Advantages: Simple, fast, easy to reason about. Disadvantages: Wastes some training data; calibration estimate has higher variance on small datasets. Time series note: The holdout is always the last n% of observations. Random splits are never used for temporal data.
Cross-Conformal¶
Uses k-fold cross-validation to produce calibration residuals, making more efficient use of data.
model = ConformalRegressor(
base_model=RandomForestRegressor(),
calibration_method="cross",
)
Advantages: More data-efficient; lower variance calibration estimate. Disadvantages: Slower to fit (k training runs); more complex to reason about. When to use: Small datasets where holdout wastes too much data.
Uncertainty Driver Detection¶
After fitting, uncertainty_flow automatically analyses which features correlate with prediction error magnitude (residual correlation analysis). This detects heteroscedasticity — where uncertainty is not uniform across the feature space.
How it works¶
- Fit the base model on training data
- Compute squared residuals on the calibration set:
e_i² = (y_i - ŷ_i)² - Compute Pearson correlation between each feature and
e_i² - Test for significance (Bonferroni-corrected p-value)
- Store results in
model.uncertainty_drivers_
Reading uncertainty_drivers_¶
┌─────────────────┬─────────────────────┬─────────┐
│ feature │ residual_correlation │ p_value │
│ str │ f64 │ f64 │
╞═════════════════╪═════════════════════╪═════════╡
│ volatility │ 0.71 │ 0.001 │ ← strong driver
│ days_since_event│ 0.43 │ 0.012 │ ← moderate driver
│ region │ 0.08 │ 0.34 │ ← not significant
└─────────────────┴─────────────────────┴─────────┘
Bidirectional hints¶
You can provide your own hints, and the model will validate them against the residual analysis:
model = ConformalRegressor(
base_model=GradientBoostingRegressor(),
uncertainty_features=["volatility", "age"],
)
model.fit(df_train, target="price")
# The calibration report will show:
# - Which of your hints were confirmed by residual analysis
# - Any additional drivers the model found that you didn't flag
# - Any hints that were NOT confirmed (potential red flag)
Unknown unknowns¶
If the residual analysis finds no significant drivers, UF-W004 is emitted:
⚠️ UF-W004: Residual correlation analysis found no significant uncertainty drivers.

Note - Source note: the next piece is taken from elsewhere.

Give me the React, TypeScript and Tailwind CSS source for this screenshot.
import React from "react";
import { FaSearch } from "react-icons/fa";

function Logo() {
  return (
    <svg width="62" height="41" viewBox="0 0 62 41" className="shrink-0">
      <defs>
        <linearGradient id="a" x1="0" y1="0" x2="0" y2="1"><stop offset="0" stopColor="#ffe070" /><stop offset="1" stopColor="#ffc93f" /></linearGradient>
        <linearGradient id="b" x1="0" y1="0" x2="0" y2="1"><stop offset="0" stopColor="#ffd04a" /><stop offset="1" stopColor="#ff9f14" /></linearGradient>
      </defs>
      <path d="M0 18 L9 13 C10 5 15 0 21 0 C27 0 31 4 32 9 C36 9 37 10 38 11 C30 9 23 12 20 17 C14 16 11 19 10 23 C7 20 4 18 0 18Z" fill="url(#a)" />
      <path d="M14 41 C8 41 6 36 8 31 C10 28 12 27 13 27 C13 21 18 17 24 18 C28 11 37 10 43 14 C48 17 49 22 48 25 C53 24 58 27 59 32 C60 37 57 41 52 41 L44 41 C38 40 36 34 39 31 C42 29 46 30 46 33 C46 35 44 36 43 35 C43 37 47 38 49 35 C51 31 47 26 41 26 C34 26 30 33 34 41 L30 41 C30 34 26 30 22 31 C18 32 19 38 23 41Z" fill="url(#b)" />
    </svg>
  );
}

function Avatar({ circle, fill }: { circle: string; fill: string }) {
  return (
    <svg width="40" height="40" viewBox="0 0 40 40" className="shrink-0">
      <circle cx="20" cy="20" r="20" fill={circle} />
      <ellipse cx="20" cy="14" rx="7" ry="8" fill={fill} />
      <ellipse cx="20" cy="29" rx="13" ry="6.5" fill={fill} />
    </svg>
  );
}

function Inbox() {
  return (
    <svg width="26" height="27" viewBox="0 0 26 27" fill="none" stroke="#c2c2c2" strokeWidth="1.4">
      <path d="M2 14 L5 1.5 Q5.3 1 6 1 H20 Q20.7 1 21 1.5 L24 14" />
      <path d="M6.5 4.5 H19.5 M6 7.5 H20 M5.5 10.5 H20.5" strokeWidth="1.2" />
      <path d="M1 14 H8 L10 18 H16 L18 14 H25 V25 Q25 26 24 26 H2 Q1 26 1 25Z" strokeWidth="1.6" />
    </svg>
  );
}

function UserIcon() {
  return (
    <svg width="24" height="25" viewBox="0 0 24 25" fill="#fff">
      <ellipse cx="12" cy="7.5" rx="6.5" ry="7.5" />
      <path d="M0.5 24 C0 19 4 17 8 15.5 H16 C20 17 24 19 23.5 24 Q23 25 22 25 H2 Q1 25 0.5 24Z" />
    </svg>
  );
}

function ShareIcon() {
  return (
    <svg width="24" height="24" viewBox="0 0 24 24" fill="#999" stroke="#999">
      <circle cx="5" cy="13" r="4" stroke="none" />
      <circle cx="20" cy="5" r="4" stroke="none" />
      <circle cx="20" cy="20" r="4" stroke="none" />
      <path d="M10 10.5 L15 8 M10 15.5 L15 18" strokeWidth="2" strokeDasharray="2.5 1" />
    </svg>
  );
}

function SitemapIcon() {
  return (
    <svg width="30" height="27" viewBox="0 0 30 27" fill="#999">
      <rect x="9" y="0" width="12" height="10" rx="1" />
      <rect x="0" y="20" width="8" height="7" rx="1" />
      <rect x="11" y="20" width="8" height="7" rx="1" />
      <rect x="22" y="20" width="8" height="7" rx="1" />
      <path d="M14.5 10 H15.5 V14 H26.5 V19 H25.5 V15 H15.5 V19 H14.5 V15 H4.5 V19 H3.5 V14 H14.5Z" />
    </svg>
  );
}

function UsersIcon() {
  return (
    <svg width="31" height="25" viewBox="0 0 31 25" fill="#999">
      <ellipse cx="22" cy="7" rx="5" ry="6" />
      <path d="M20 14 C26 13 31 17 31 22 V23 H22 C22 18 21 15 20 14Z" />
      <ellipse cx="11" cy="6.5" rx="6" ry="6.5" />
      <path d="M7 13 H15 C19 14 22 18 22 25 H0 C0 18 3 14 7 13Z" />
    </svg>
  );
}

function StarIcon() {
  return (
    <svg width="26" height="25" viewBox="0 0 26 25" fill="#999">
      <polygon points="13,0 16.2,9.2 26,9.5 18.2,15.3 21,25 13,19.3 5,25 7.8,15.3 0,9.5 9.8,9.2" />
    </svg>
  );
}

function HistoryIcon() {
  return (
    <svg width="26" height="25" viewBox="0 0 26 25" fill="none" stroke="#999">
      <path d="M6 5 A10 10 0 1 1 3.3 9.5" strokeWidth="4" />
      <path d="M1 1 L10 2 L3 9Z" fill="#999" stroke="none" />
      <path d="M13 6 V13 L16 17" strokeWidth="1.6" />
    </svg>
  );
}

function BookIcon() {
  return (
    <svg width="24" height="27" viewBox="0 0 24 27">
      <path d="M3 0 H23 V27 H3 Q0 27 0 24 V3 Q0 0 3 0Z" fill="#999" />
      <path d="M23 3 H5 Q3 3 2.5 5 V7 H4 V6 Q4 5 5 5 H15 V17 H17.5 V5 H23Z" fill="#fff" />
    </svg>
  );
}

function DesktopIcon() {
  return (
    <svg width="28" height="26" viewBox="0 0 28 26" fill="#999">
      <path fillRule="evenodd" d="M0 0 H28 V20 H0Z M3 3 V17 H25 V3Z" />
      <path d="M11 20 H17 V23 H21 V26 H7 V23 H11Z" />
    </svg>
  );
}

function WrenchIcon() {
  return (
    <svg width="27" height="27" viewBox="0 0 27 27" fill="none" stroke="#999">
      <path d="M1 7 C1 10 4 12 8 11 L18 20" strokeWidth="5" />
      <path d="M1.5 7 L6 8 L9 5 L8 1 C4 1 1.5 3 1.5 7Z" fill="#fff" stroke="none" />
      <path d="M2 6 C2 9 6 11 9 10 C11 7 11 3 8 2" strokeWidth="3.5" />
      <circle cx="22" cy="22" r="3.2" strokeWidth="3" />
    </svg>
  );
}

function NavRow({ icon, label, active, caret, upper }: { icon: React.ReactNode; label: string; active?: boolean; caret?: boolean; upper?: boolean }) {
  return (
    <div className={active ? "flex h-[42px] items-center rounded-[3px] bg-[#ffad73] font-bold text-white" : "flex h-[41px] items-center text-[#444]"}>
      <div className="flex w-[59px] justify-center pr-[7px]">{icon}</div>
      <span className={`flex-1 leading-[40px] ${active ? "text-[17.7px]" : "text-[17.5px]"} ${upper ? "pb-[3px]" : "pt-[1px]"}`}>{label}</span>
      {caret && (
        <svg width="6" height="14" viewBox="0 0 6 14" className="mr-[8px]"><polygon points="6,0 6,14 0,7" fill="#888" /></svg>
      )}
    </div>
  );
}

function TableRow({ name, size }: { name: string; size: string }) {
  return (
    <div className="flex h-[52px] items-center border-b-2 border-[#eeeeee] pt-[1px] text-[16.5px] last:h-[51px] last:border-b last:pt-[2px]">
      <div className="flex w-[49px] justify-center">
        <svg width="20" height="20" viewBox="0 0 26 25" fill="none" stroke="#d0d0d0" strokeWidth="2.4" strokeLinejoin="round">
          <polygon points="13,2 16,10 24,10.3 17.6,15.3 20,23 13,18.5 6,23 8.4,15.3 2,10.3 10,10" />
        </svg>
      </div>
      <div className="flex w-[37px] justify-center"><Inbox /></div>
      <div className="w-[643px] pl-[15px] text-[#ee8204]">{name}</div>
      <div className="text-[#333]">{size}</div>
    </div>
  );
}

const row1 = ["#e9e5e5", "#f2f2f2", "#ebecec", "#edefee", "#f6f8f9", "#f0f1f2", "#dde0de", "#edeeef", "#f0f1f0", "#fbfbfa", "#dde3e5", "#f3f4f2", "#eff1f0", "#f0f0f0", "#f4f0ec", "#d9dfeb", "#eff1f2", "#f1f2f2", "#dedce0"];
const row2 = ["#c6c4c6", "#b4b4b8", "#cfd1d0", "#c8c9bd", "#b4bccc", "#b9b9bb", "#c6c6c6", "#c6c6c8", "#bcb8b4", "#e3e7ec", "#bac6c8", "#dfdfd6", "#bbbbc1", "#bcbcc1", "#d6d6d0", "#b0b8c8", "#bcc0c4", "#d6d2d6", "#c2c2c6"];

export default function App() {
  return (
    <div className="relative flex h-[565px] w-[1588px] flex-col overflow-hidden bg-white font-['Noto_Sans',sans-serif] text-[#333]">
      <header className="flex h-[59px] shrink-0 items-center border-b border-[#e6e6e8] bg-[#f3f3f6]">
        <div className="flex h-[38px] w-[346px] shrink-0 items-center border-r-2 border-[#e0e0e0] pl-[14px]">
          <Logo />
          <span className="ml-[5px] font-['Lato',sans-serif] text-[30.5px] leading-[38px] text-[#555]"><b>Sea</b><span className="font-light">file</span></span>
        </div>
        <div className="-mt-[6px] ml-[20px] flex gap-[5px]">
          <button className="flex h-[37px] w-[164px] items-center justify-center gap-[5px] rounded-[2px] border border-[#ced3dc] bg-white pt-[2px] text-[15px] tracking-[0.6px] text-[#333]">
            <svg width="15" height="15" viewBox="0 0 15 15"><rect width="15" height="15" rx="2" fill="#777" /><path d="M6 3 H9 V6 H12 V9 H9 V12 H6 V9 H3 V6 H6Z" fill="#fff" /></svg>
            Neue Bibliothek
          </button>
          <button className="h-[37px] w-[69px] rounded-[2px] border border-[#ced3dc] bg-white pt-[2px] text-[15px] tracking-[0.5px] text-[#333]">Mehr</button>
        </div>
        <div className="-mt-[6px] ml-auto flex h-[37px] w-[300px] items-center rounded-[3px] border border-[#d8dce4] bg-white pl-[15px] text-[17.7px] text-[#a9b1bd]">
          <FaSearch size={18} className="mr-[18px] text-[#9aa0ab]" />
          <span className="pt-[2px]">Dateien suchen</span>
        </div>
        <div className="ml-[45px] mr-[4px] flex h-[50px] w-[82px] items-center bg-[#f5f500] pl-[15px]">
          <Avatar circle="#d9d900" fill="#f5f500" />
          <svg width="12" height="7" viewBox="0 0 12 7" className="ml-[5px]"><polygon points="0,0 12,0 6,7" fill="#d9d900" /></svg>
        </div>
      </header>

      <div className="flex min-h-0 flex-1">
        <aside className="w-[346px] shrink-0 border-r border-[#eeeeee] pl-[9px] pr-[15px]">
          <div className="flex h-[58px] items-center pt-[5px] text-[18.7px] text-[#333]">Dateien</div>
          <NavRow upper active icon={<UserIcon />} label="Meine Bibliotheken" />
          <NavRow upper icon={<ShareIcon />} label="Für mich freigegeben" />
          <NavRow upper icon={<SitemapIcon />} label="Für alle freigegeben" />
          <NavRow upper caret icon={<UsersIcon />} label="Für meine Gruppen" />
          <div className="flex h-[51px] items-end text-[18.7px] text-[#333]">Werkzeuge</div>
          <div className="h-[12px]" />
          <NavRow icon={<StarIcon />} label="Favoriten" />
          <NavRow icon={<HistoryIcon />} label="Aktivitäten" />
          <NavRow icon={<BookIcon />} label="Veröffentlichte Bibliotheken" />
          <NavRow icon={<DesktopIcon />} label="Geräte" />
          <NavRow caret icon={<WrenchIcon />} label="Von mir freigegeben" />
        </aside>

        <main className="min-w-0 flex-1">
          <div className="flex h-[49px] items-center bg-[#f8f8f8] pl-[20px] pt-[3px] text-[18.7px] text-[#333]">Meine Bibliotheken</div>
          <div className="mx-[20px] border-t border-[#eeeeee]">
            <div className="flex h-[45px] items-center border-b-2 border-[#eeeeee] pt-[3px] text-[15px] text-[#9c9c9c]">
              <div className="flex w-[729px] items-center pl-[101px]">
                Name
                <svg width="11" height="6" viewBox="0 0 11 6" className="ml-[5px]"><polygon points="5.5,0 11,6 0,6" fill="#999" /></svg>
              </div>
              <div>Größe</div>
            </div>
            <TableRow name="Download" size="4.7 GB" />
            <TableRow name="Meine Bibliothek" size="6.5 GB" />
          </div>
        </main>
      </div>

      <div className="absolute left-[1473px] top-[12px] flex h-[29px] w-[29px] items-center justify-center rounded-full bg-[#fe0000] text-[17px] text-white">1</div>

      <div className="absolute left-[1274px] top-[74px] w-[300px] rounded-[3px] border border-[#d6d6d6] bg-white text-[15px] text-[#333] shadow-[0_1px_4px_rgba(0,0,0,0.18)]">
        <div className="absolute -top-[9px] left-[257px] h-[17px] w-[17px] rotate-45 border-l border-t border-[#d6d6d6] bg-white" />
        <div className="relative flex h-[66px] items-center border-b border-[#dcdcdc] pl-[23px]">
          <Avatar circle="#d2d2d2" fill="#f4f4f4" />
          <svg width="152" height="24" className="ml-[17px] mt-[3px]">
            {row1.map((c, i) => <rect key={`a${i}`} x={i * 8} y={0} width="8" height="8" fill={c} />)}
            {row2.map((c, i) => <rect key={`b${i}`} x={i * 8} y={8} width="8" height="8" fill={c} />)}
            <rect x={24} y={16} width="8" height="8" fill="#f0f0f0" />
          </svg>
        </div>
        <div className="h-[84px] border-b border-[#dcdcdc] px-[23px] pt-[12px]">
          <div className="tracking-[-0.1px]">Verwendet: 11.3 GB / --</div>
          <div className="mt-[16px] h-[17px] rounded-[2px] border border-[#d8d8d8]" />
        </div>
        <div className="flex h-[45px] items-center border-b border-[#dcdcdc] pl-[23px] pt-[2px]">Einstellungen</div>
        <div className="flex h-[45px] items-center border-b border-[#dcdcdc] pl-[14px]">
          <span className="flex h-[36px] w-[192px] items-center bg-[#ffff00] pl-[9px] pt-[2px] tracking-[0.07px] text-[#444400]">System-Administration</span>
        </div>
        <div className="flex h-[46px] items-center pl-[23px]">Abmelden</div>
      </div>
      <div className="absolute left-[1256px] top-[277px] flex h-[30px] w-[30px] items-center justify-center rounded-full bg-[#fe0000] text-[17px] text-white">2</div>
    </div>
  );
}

Intervals may be uniformly conservative or the model may be well-specified. Consider checking for distribution shift.
This is not necessarily a problem — it can mean the model is well-specified. But it means you cannot rely on heteroscedastic interval adaptation.
What to Do When Miscalibrated¶
Scenario: achieved_coverage < requested_coverage (undercoverage)¶
- Check calibration set size. If < 50 samples, increase it (
calibration_size=0.3). - Check for distribution shift. Is the test data from the same distribution as training/calibration?

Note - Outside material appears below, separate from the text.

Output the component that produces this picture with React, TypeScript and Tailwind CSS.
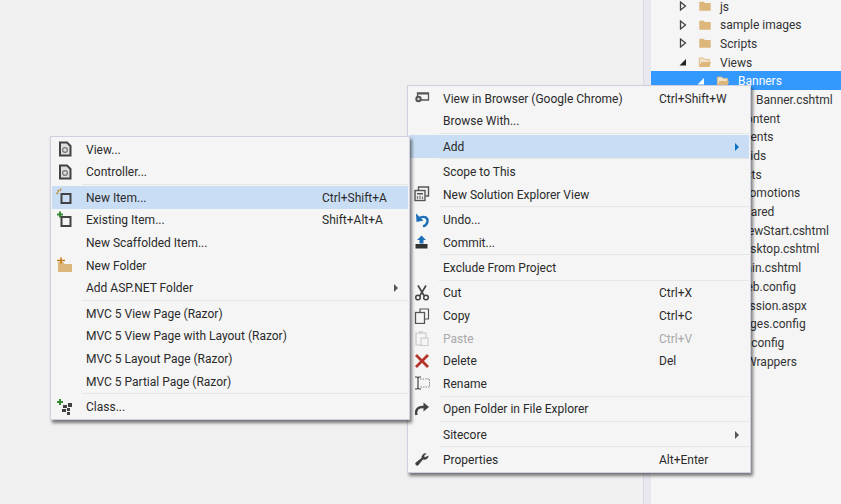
import type { ReactNode } from "react";

const font = "font-['Roboto','Noto_Sans',sans-serif]";

type Row = {
  label?: string;
  icon?: ReactNode;
  key2?: string;
  arrow?: boolean;
  active?: boolean;
  off?: boolean;
  sep?: boolean;
};

function Page() {
  return (
    <svg width="16" height="16" viewBox="0 0 16 16">
      <path d="M3 1.500h7l3.500 3.500v9.500H3z" fill="#dedede" stroke="#424242" strokeWidth="2" />
      <circle cx="8" cy="9" r="2.400" fill="none" stroke="#777" strokeWidth="1.200" />
    </svg>
  );
}

function NewItem() {
  return (
    <svg width="18" height="18" viewBox="0 0 18 18">
      <path d="M1.500 6a4 4 0 0 1 4-4.500" fill="none" stroke="#c27d1a" strokeWidth="2" strokeDasharray="1.500 1" />
      <rect x="5.500" y="6" width="9" height="9" fill="none" stroke="#424242" strokeWidth="2" />
    </svg>
  );
}

function ExistingItem() {
  return (
    <svg width="18" height="18" viewBox="0 0 18 18">
      <path d="M4 0.500v6M1 3.500h6" stroke="#388a34" strokeWidth="2" />
      <rect x="5.500" y="6" width="9" height="9" fill="#f5f5f5" stroke="#424242" strokeWidth="2" />
    </svg>
  );
}

function NewFolder() {
  return (
    <svg width="18" height="18" viewBox="0 0 18 18">
      <path d="M2 6h5l1.500 2H16v8H2z" fill="#dcb67a" />
      <path d="M1 4.500h8M5 1.500v6" stroke="#c27d1a" strokeWidth="1.600" />
    </svg>
  );
}

function ClassIcon() {
  return (
    <svg width="18" height="18" viewBox="0 0 18 18">
      <path d="M4 1v6M1 4h6" stroke="#388a34" strokeWidth="2" />
      <path d="M7 7h4v3H7zM12 5h4v4h-4zM11 10h3v3h-3zM6 11h4v3H6zM11 14h3v3h-3z" fill="#424242" />
    </svg>
  );
}

function Browser() {
  return (
    <svg width="16" height="16" viewBox="0 0 16 16">
      <path d="M3.500 3h11v7h-11z" fill="none" stroke="#555" strokeWidth="1.300" />
      <path d="M3 3h12v1.500H3z" fill="#555" />
      <circle cx="4.500" cy="9" r="3.200" fill="#555" />
      <circle cx="4.500" cy="9" r="1.200" fill="#ddd" />
    </svg>
  );
}

function SolutionView() {
  return (
    <svg width="18" height="18" viewBox="0 0 18 18">
      <path d="M5.500 5V2h10v9h-3" fill="none" stroke="#555" strokeWidth="1.400" />
      <rect x="2" y="5.500" width="10" height="10" fill="#eee" stroke="#555" strokeWidth="1.400" />
      <path d="M4 8h6v1.500H4z" fill="#555" />
      <path d="M4.500 11v3M7 10.500v3.500M9.500 11.500V14" stroke="#777" strokeWidth="1.200" />
    </svg>
  );
}

function Undo() {
  return (
    <svg width="16" height="16" viewBox="0 0 16 16">
      <path d="M5 6.500c4-3 9-1.500 8.500 3 -.3 2.200-2 4-4.500 5" fill="none" stroke="#1c6fb8" strokeWidth="2.400" />
      <path d="M2 1.500l.5 8.500 7-1.500z" fill="#1c6fb8" />
    </svg>
  );
}

function Commit() {
  return (
    <svg width="16" height="16" viewBox="0 0 16 16">
      <path d="M1.500 10h12v4.500h-12z" fill="#333" />
      <path d="M7.500 1.500l4.500 4.500H9.500v3.500h-4V6H3z" fill="#1c6fb8" />
    </svg>
  );
}

function Cut() {
  return (
    <svg width="16" height="16" viewBox="0 0 16 16">
      <path d="M4 0.500l6 10M12 0.500l-6 10" stroke="#424242" strokeWidth="1.600" />
      <circle cx="4" cy="12.500" r="2.300" fill="none" stroke="#424242" strokeWidth="1.500" />
      <circle cx="12" cy="12.500" r="2.300" fill="none" stroke="#424242" strokeWidth="1.500" />
    </svg>
  );
}

function Copy() {
  return (
    <svg width="16" height="16" viewBox="0 0 16 16">
      <path d="M6 4V1h8.500v10H11" fill="none" stroke="#555" strokeWidth="1.200" />
      <rect x="1.500" y="4.500" width="9" height="11" fill="none" stroke="#555" strokeWidth="1.300" />
    </svg>
  );
}

function Paste() {
  return (
    <svg width="16" height="16" viewBox="0 0 16 16">
      <path d="M2 3h10v12H2z" fill="none" stroke="#c8c8c8" strokeWidth="1.200" />
      <path d="M5 1h4v3H5z" fill="#d4d4d4" />
      <rect x="7" y="8" width="7" height="7.500" fill="#f5f5f5" stroke="#c8c8c8" />
    </svg>
  );
}

function Delete() {
  return (
    <svg width="16" height="16" viewBox="0 0 16 16">
      <path d="M2 2l12 12M14 2L2 14" stroke="#b5352a" strokeWidth="2.800" />
    </svg>
  );
}

function Rename() {
  return (
    <svg width="16" height="16" viewBox="0 0 16 16">
      <path d="M6 4h9.500v8H6" fill="none" stroke="#888" strokeDasharray="1.500 1" />
      <path d="M1 2h2l1 1 1-1h2M4 3v10M1 14h2l1-1 1 1h2" fill="none" stroke="#444" strokeWidth="1.200" />
    </svg>
  );
}

function OpenFolder() {
  return (
    <svg width="16" height="16" viewBox="0 0 16 16">
      <path d="M2.500 14C1 8 4.500 5.500 10 6" fill="none" stroke="#424242" strokeWidth="2.400" />
      <path d="M9.500 1.500L15 6l-5.500 4.500z" fill="#424242" />
    </svg>
  );
}

function Wrench() {
  return (
    <svg width="16" height="16" viewBox="0 0 16 16">
      <path d="M14.500 4.500a4 4 0 0 1-5.500 4L4.500 14a1.800 1.800 0 0 1-2.700-2.500L7.500 7a4 4 0 0 1 5-4.500L10 5l1 1.200z" fill="#424242" />
    </svg>
  );
}

const leftRows: Row[] = [
  { label: "View...", icon: <Page /> },
  { label: "Controller...", icon: <Page /> },
  { sep: true },
  { label: "New Item...", icon: <NewItem />, key2: "Ctrl+Shift+A", active: true },
  { label: "Existing Item...", icon: <ExistingItem />, key2: "Shift+Alt+A" },
  { label: "New Scaffolded Item..." },
  { label: "New Folder", icon: <NewFolder /> },
  { label: "Add ASP.NET Folder", arrow: true },
  { sep: true },
  { label: "MVC 5 View Page (Razor)" },
  { label: "MVC 5 View Page with Layout (Razor)" },
  { label: "MVC 5 Layout Page (Razor)" },
  { label: "MVC 5 Partial Page (Razor)" },
  { sep: true },
  { label: "Class...", icon: <ClassIcon /> },
];

const rightRows: Row[] = [
  { label: "View in Browser (Google Chrome)", icon: <Browser />, key2: "Ctrl+Shift+W" },
  { label: "Browse With..." },
  { sep: true },
  { label: "Add", arrow: true, active: true },
  { sep: true },
  { label: "Scope to This" },
  { label: "New Solution Explorer View", icon: <SolutionView /> },
  { sep: true },
  { label: "Undo...", icon: <Undo /> },
  { label: "Commit...", icon: <Commit /> },
  { sep: true },
  { label: "Exclude From Project" },
  { sep: true },
  { label: "Cut", icon: <Cut />, key2: "Ctrl+X" },
  { label: "Copy", icon: <Copy />, key2: "Ctrl+C" },
  { label: "Paste", icon: <Paste />, key2: "Ctrl+V", off: true },
  { label: "Delete", icon: <Delete />, key2: "Del" },
  { label: "Rename", icon: <Rename /> },
  { sep: true },
  { label: "Open Folder in File Explorer", icon: <OpenFolder /> },
  { sep: true },
  { label: "Sitecore", arrow: true },
  { sep: true },
  { label: "Properties", icon: <Wrench />, key2: "Alt+Enter" },
];

function MenuRows({ rows, keyWidth }: { rows: Row[]; keyWidth: string }) {
  return (
    <div className="flex flex-col">
      {rows.map((row, i) =>
        row.sep ? (
          <div key={i} className="h-[2.67px] pl-[30px] flex items-center">
            <div className="h-px w-full bg-[#e6e6e6]" />
          </div>
        ) : (
          <div
            key={i}
            className={`h-[22.67px] flex items-center ${row.active ? "bg-[#c9def5]" : ""} ${
              row.off ? "text-[#a9a9a9]" : "text-[#2a2a2a]"
            }`}
          >
            <div className="w-[26px] flex justify-center shrink-0">{row.icon}</div>
            <div className="ml-2 pt-px flex-1 whitespace-nowrap">{row.label}</div>
            <div className={`${keyWidth} pt-px shrink-0 flex items-center justify-between whitespace-nowrap pr-[10px]`}>
              <span>{row.key2}</span>
              {row.arrow && (
                <span
                  className={`w-0 h-0 border-y-4 border-y-transparent border-l-4 ${
                    row.active ? "border-l-[#0e70c0]" : "border-l-[#555]"
                  }`}
                />
              )}
            </div>
          </div>
        ),
      )}
    </div>
  );
}

function FolderIcon({ open, light }: { open?: boolean; light?: boolean }) {
  return (
    <svg width="14" height="14" viewBox="0 0 16 16">
      {open ? (
        <>
          <path d="M1.500 3.500h5l1.500 1.500h5v8h-11.500z" fill={light ? "#f3e3c6" : "#f0e2c8"} stroke="#dcb67a" />
          <path d="M4 8h11l-2 5.500H1.500z" fill="#dcb67a" />
        </>
      ) : (
        <path d="M1.500 3h5l1.500 1.500h6.500v9h-13z" fill="#dcb67a" />
      )}
    </svg>
  );
}

type TreeRow = {
  label: string;
  left: string;
  arrow?: "closed" | "open" | "white";
  folder?: "closed" | "open";
  selected?: boolean;
};

const treeRows: TreeRow[] = [
  { label: "js", left: "pl-[27px]", arrow: "closed", folder: "closed" },
  { label: "sample images", left: "pl-[27px]", arrow: "closed", folder: "closed" },
  { label: "Scripts", left: "pl-[27px]", arrow: "closed", folder: "closed" },
  { label: "Views", left: "pl-[27px]", arrow: "open", folder: "open" },
  { label: "Banners", left: "pl-[45px]", arrow: "white", folder: "open", selected: true },
  { label: "Banner.cshtml", left: "pl-[105px]" },
  { label: "Content", left: "pl-[87px]" },
  { label: "Events", left: "pl-[87px]" },
  { label: "Grids", left: "pl-[87px]" },
  { label: "Lists", left: "pl-[85px]" },
  { label: "Promotions", left: "pl-[87px]" },
  { label: "Shared", left: "pl-[86px]" },
  { label: "_ViewStart.cshtml", left: "pl-[81px]" },
  { label: "Desktop.cshtml", left: "pl-[85px]" },
  { label: "Main.cshtml", left: "pl-[84px]" },
  { label: "Web.config", left: "pl-[85px]" },
  { label: "Session.aspx", left: "pl-[85px]" },
  { label: "Pages.config", left: "pl-[85px]" },
  { label: "UI.config", left: "pl-[86px]" },
  { label: "Wrappers", left: "pl-[95px]" },
];

function Tree() {
  return (
    <div className="-mt-[3.3px] flex flex-col text-[#333]">
      {treeRows.map((row) => (
        <div
          key={row.label + row.left}
          className={`h-[18.7px] flex items-center whitespace-nowrap ${row.left} ${
            row.selected ? "bg-[#3399ff] text-white" : ""
          }`}
        >
          {row.arrow && (
            <svg width="10" height="10" viewBox="0 0 10 10" className="mr-[10px] shrink-0">
              {row.arrow === "closed" && <path d="M2.500 1l5 4-5 4z" fill="#f5f5f5" stroke="#444" strokeWidth="1.300" />}
              {row.arrow === "open" && <path d="M8 2v6.500H1.500z" fill="#222" />}
              {row.arrow === "white" && <path d="M8 2v6.500H1.500z" fill="#fff" />}
            </svg>
          )}
          {row.folder && (
            <span className="w-[16px] shrink-0 mr-[4px] flex">
              <FolderIcon open={row.folder === "open"} light={row.selected} />
            </span>
          )}
          <span className={row.folder ? "ml-[2px] pt-px" : "pt-px"}>{row.label}</span>
        </div>
      ))}
    </div>
  );
}

export default function App() {
  return (
    <div className={`${font} relative w-[841px] h-[504px] overflow-hidden flex bg-[#f0f0f0] text-[12px]`}>
      <div className="flex-1" />
      <div className="w-[8px] bg-[#e8e9ef] border-l border-[#d9dae4]" />
      <div className="w-[190px] bg-[#f5f5f5] overflow-hidden">
        <Tree />
      </div>

      <div className="absolute left-[407px] top-[85px] w-[344px] bg-[#f5f5f5] border border-[#cfd0de] shadow-[2px_3px_3px_rgba(0,0,0,0.5)] p-px">
        <MenuRows rows={rightRows} keyWidth="w-[90px]" />
      </div>

      <div className="absolute left-[50px] top-[136px] w-[360px] bg-[#f5f5f5] border border-[#cfd0de] shadow-[2px_3px_3px_rgba(0,0,0,0.5)] p-px">
        <MenuRows rows={leftRows} keyWidth="w-[86px]" />
      </div>
    </div>
  );
}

- Switch to cross-conformal.
calibration_method='cross'may give a better calibration estimate. - Use a conformal wrapper. If you're using
QuantileForestForecasterorDeepQuantileNet(no coverage guarantee), wrapping with conformal prediction will force coverage.
Scenario: achieved_coverage > requested_coverage (overcoverage / wide intervals)¶
- Check sharpness. Wide intervals may indicate the base model has high variance or the calibration set is dominated by easy cases.
- Review uncertainty drivers. Are there features that explain most of the interval width? You may be able to build a more targeted model.
- Increase base model complexity. Underfitting → high residuals → wide calibration residuals → wide intervals.
Scenario: Coverage is good but Winkler score is high¶
Intervals are covering correctly but are too wide (low sharpness).
- Improve the base model (reduce residuals → narrower intervals).
- Feature engineering. Better features → better point predictions → narrower uncertainty.
- Add
uncertainty_featuresto guide heteroscedastic adaptation — narrow intervals where the model is confident, widen only where uncertainty is genuinely high.